Neutral viscosity control of thermospheric winds and temperature structure during geomagnetic storms

Neutral viscosity is often treated as a background transport parameter in global ionosphere-thermosphere models, yet it strongly shapes how momentum and thermal structures are redistributed during geomagnetic disturbances. In this study, we investigate how variations in neutral viscosity influence storm-time thermospheric winds and temperature structure using the Global Ionosphere Thermosphere Model. The analysis focuses on the sensitivity of modeled responses across latitude, local time, and storm phase, with particular attention to the development of temperature and wind features that affect the coupled ionosphere thermosphere system.

By comparing simulations across different viscosity settings, this work isolates how internal model physics modifies the large-scale response to external forcing. The results show that viscosity changes not only the magnitude of the thermospheric response, but also its spatial morphology, including the structure of winds and temperature enhancements during disturbed periods. These differences matter because they affect how well physics-based models reproduce the timing and pattern of storm driven energy redistribution, which in turn influences confidence in space weather specification and prediction.

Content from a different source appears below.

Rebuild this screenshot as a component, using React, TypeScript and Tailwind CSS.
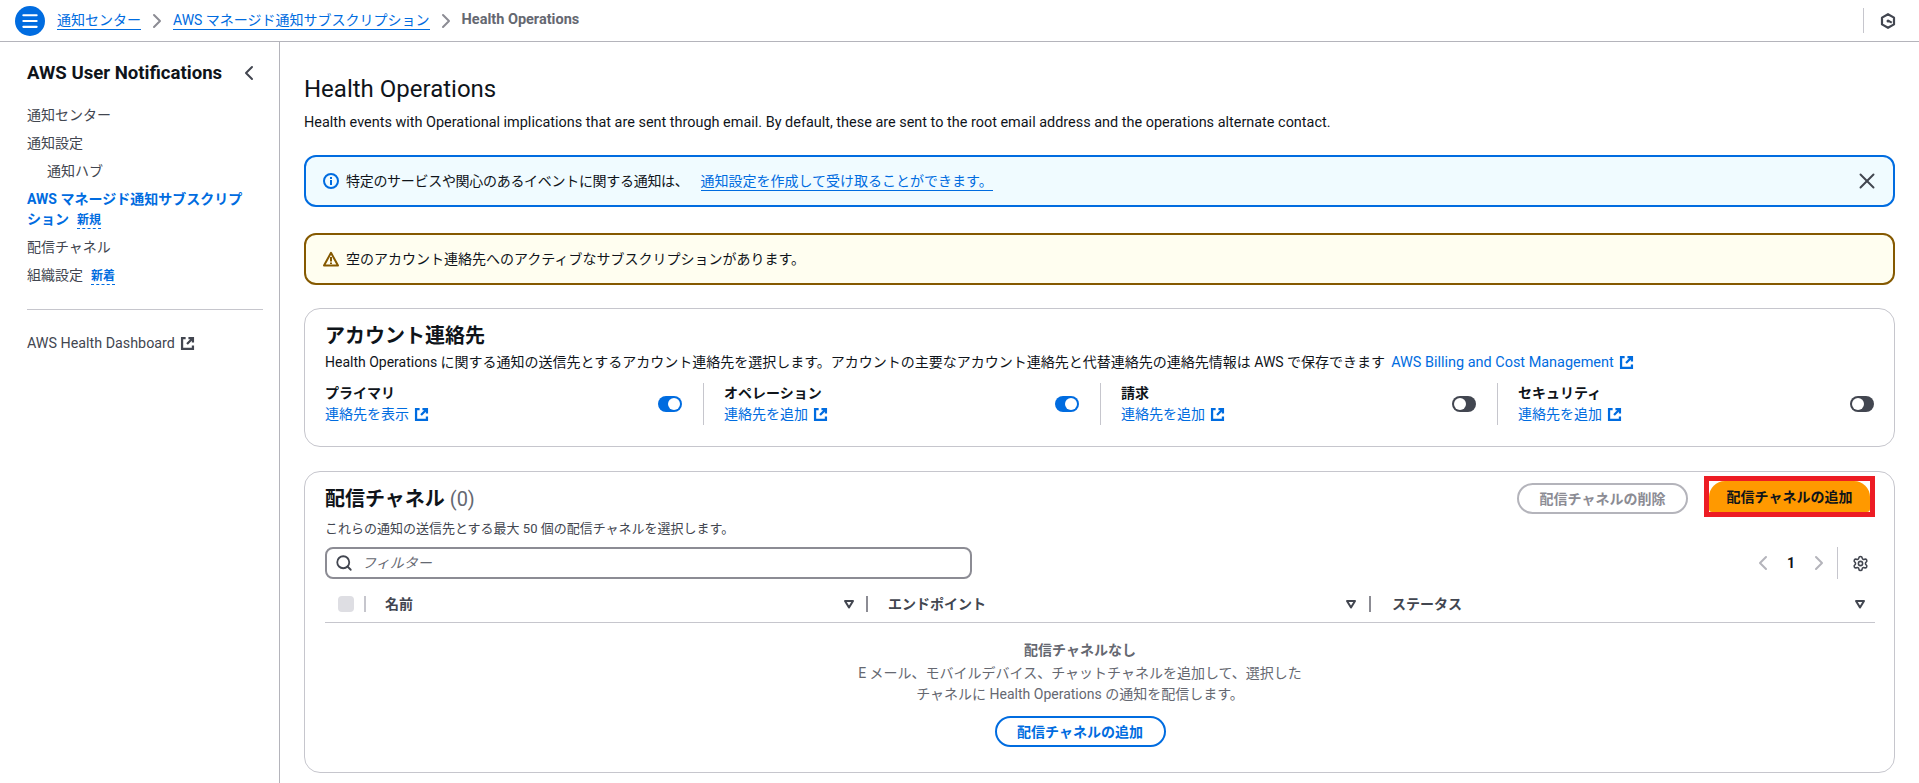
import { Menu, ChevronRight, ChevronLeft, X, Search, Settings } from 'lucide-react';

const font = 'font-["Roboto","Noto_Sans_CJK_JP",sans-serif]';

function ExternalIcon({ color = '#006ce0' }: { color?: string }) {
  return (
    <svg viewBox="0 0 16 16" className="ml-[5px] inline-block h-[15px] w-[15px] align-[-3px]" fill="none" stroke={color} strokeWidth="2.4">
      <path d="M6 2.2H2.2v11.6h11.6V10" />
      <path d="M9 2.2h4.8V7M13.8 2.2 7.5 8.5" />
    </svg>
  );
}

function HexIcon() {
  return (
    <svg viewBox="0 0 16 16" className="h-4 w-4" fill="none" stroke="#424650" strokeWidth="2.2">
      <path d="M8 1.2 14 4.6v6.8L8 14.8 2 11.4V4.6z" strokeLinejoin="round" />
      <circle cx="8" cy="8" r="1.5" fill="#424650" stroke="none" />
      <path d="M8 7.6l3.8 2" />
    </svg>
  );
}

function SortIcon() {
  return (
    <svg viewBox="0 0 12 12" className="h-3 w-3" fill="none" stroke="#424650" strokeWidth="2">
      <path d="M2 3h8L6 9.5z" strokeLinejoin="round" />
    </svg>
  );
}

function Toggle({ on }: { on: boolean }) {
  return (
    <span className={`flex h-4 w-6 items-center rounded-full px-0.5 ${on ? 'justify-end bg-[#006ce0]' : 'justify-start bg-[#424650]'}`}>
      <span className="h-3 w-3 rounded-full bg-white" />
    </span>
  );
}

function BadgeNew({ label }: { label: string }) {
  return <span className="ml-2 inline-block border-b border-dashed border-[#006ce0] text-xs leading-[15px] font-bold text-[#006ce0]">{label}</span>;
}

function Contact({ title, link, on, className }: { title: string; link: string; on: boolean; className: string }) {
  return (
    <div className={`flex h-[42px] items-center justify-between ${className}`}>
      <div>
        <div className="text-sm leading-[20px] font-bold text-[#0f141a]">{title}</div>
        <a className="text-sm leading-[22px] text-[#006ce0]">
          {link}
          <ExternalIcon />
        </a>
      </div>
      <Toggle on={on} />
    </div>
  );
}

function HeaderCell({ label, className }: { label: string; className: string }) {
  return (
    <div className={`flex items-center justify-between ${className}`}>
      <span className="text-sm font-bold text-[#424650]">{label}</span>
      <SortIcon />
    </div>
  );
}

export default function App() {
  return (
    <div className={`flex h-[783px] w-[1919px] flex-col overflow-hidden bg-white text-sm text-[#0f141a] ${font}`}>
      <header className="flex h-[42px] shrink-0 items-center border-b border-[#b4b4bb] pl-[15px]">
        <span className="flex h-[30px] w-[30px] items-center justify-center rounded-full bg-[#006ce0]">
          <Menu size={20} color="white" strokeWidth={2.5} />
        </span>
        <a className="ml-3 border-b border-[#006ce0] text-sm leading-[18px] text-[#006ce0]">通知センター</a>
        <ChevronRight size={24} color="#8c8c94" className="mx-1" />
        <a className="border-b border-[#006ce0] text-sm leading-[18px] text-[#006ce0]">AWS マネージド通知サブスクリプション</a>
        <ChevronRight size={24} color="#8c8c94" className="mx-1" />
        <span className="text-[14.5px] font-bold text-[#656871]">Health Operations</span>
        <div className="ml-auto flex h-[25px] items-center border-l border-[#c6c6cd] pr-[23px] pl-4">
          <HexIcon />
        </div>
      </header>

      <div className="flex min-h-0 flex-1">
        <aside className="w-[280px] shrink-0 border-r border-[#b4b4bb] pt-[19px] pl-[27px]">
          <div className="flex w-[234px] items-center justify-between">
            <h2 className="text-[18.6px] leading-6 font-bold">AWS User Notifications</h2>
            <ChevronLeft size={24} color="#424650" strokeWidth={2} />
          </div>
          <nav className="mt-[16px] text-sm text-[#424650]">
            <div className="leading-[28px]">通知センター</div>
            <div className="leading-[28px]">通知設定</div>
            <div className="pl-5 leading-[28px]">通知ハブ</div>
            <div className="pt-[4px] leading-[20px] font-bold text-[#006ce0]">
              AWS マネージド通知サブスクリプ
              <br />
              ション
              <BadgeNew label="新規" />
            </div>
            <div className="pt-[4px] leading-[28px]">配信チャネル</div>
            <div className="leading-[28px]">
              組織設定
              <BadgeNew label="新着" />
            </div>
          </nav>
          <div className="mt-5 w-[236px] border-t border-[#c6c6cd]" />
          <div className="mt-[23px] text-[14.3px] leading-5 text-[#424650]">
            AWS Health Dashboard
            <ExternalIcon color="#424650" />
          </div>
        </aside>

        <main className="min-w-0 flex-1 pt-[32px] pr-6 pl-6">
          <h1 className="text-2xl leading-[30px] font-normal">Health Operations</h1>
          <p className="mt-[9px] text-[14.45px] leading-5">
            Health events with Operational implications that are sent through email. By default, these are sent to the root email address and the operations alternate contact.
          </p>

          <div className="mt-[22px] flex h-[52px] items-center rounded-xl border-2 border-[#006ce0] bg-[#f0fbff] pr-[13px] pl-[17px]">
            <svg viewBox="0 0 16 16" className="h-4 w-4 shrink-0" fill="none" stroke="#006ce0" strokeWidth="2">
              <circle cx="8" cy="8" r="7" />
              <path d="M8 7v5M8 4v2" />
            </svg>
            <span className="ml-[7px] tracking-[-0.3px]">特定のサービスや関心のあるイベントに関する通知は、</span>
            <a className="ml-3 border-b border-[#006ce0] leading-[18px] text-[#006ce0]">通知設定を作成して受け取ることができます。</a>
            <X size={26} color="#424650" strokeWidth={1.8} className="ml-auto" />
          </div>

          <div className="mt-[26px] flex h-[52px] items-center rounded-xl border-2 border-[#855900] bg-[#fffef0] px-[17px]">
            <svg viewBox="0 0 16 16" className="h-4 w-4 shrink-0" fill="none" stroke="#855900" strokeWidth="2" strokeLinejoin="round">
              <path d="M8 1.8 15 14.5H1z" />
              <path d="M8 6v4.5M8 11.5v1.5" />
            </svg>
            <span className="ml-[7px]">空のアカウント連絡先へのアクティブなサブスクリプションがあります。</span>
          </div>

          <section className="mt-[23px] h-[139px] rounded-2xl border border-[#c6c6cd] pt-[14px] pr-[20px] pl-5">
            <h2 className="text-xl leading-[26px] font-bold">アカウント連絡先</h2>
            <p className="text-sm leading-[26px]">
              Health Operations に関する通知の送信先とするアカウント連絡先を選択します。アカウントの主要なアカウント連絡先と代替連絡先の連絡先情報は AWS で保存できます
              <a className="ml-1.5 text-[14.45px] text-[#006ce0]">
                AWS Billing and Cost Management
                <ExternalIcon />
              </a>
            </p>
            <div className="mt-[7px] flex">
              <Contact title="プライマリ" link="連絡先を表示" on className="w-[378px] pr-[21px]" />
              <Contact title="オペレーション" link="連絡先を追加" on className="w-[397px] border-l border-[#c6c6cd] pr-[21px] pl-5" />
              <Contact title="請求" link="連絡先を追加" on={false} className="w-[397px] border-l border-[#c6c6cd] pr-[21px] pl-5" />
              <Contact title="セキュリティ" link="連絡先を追加" on={false} className="flex-1 border-l border-[#c6c6cd] pl-5" />
            </div>
          </section>

          <section className="mt-[24px] h-[302px] rounded-2xl border border-[#c6c6cd] pt-[4px] pr-[19px] pl-5">
            <div className="flex h-[42px] items-start">
              <h2 className="mt-[9px] text-xl font-bold">
                配信チャネル <span className="font-normal text-[#656871]">(0)</span>
              </h2>
              <button className="mt-[7px] mr-[16px] ml-auto h-[31px] w-[171px] rounded-full border-2 border-[#b4b4bb] text-sm font-bold text-[#8c8c94]">
                配信チャネルの削除
              </button>
              <div className="border-[5px] border-[#ed1c24]">
                <button className="block h-[31px] w-[161px] rounded-t-[16px] rounded-b-[3px] bg-[#ff9900] text-sm font-bold text-[#0f141a]">
                  配信チャネルの追加
                </button>
              </div>
            </div>
            <p className="text-[13px] leading-[22px] text-[#424650]">これらの通知の送信先とする最大 50 個の配信チャネルを選択します。</p>
            <div className="mt-[7px] flex h-8 items-center">
              <div className="flex h-8 w-[647px] items-center rounded-lg border-2 border-[#8c8c94] pl-2">
                <Search size={18} color="#424650" strokeWidth={2.4} />
                <span className="ml-[9px] text-sm text-[#656871] italic">フィルター</span>
              </div>
              <ChevronLeft size={24} color="#b4b4bb" className="ml-auto" />
              <span className="mx-3 w-2 text-center text-sm font-bold text-[#0f141a]">1</span>
              <ChevronRight size={24} color="#b4b4bb" />
              <div className="ml-[6px] flex h-8 items-center border-l border-[#c6c6cd] pr-[6px] pl-[14px]">
                <Settings size={17} color="#424650" strokeWidth={2.2} />
              </div>
            </div>
            <div className="mt-[8px] flex h-9 items-center border-b border-[#c6c6cd] pb-[2px]">
              <span className="ml-[13px] h-4 w-4 rounded bg-[#dedee3]" />
              <span className="ml-[10px] h-4 w-0.5 bg-[#c6c6cd]" />
              <HeaderCell label="名前" className="ml-[19px] w-[470px] pr-0" />
              <span className="ml-[11px] h-4 w-0.5 bg-[#8c8c94]" />
              <HeaderCell label="エンドポイント" className="ml-5 w-[469px]" />
              <span className="ml-[12px] h-4 w-0.5 bg-[#8c8c94]" />
              <HeaderCell label="ステータス" className="ml-[21px] flex-1 pr-[9px]" />
            </div>
            <div className="flex flex-col items-center pt-[17px] pr-[40px] text-center">
              <div className="text-sm leading-5 font-bold text-[#656871]">配信チャネルなし</div>
              <div className="mt-[3px] text-sm leading-[21px] text-[#656871]">
                E メール、モバイルデバイス、チャットチャネルを追加して、選択した
                <br />
                チャネルに Health Operations の通知を配信します。
              </div>
              <button className="mt-[11px] h-[31px] w-[171px] rounded-full border-2 border-[#006ce0] text-sm font-bold text-[#006ce0]">
                配信チャネルの追加
              </button>
            </div>
          </section>
        </main>
      </div>
    </div>
  );
}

This work contributes to the broader effort to improve physically consistent modeling of the upper atmosphere during active conditions. It is especially relevant to cross disciplinary questions linking solar forcing, geospace response, and space weather risk. By clarifying the role of neutral viscosity in storm time dynamics, the study helps identify which aspects of modeled variability are controlled by forcing and which are controlled by internal transport physics, an important step toward more reliable interpretation of observations and more mission ready space weather tools.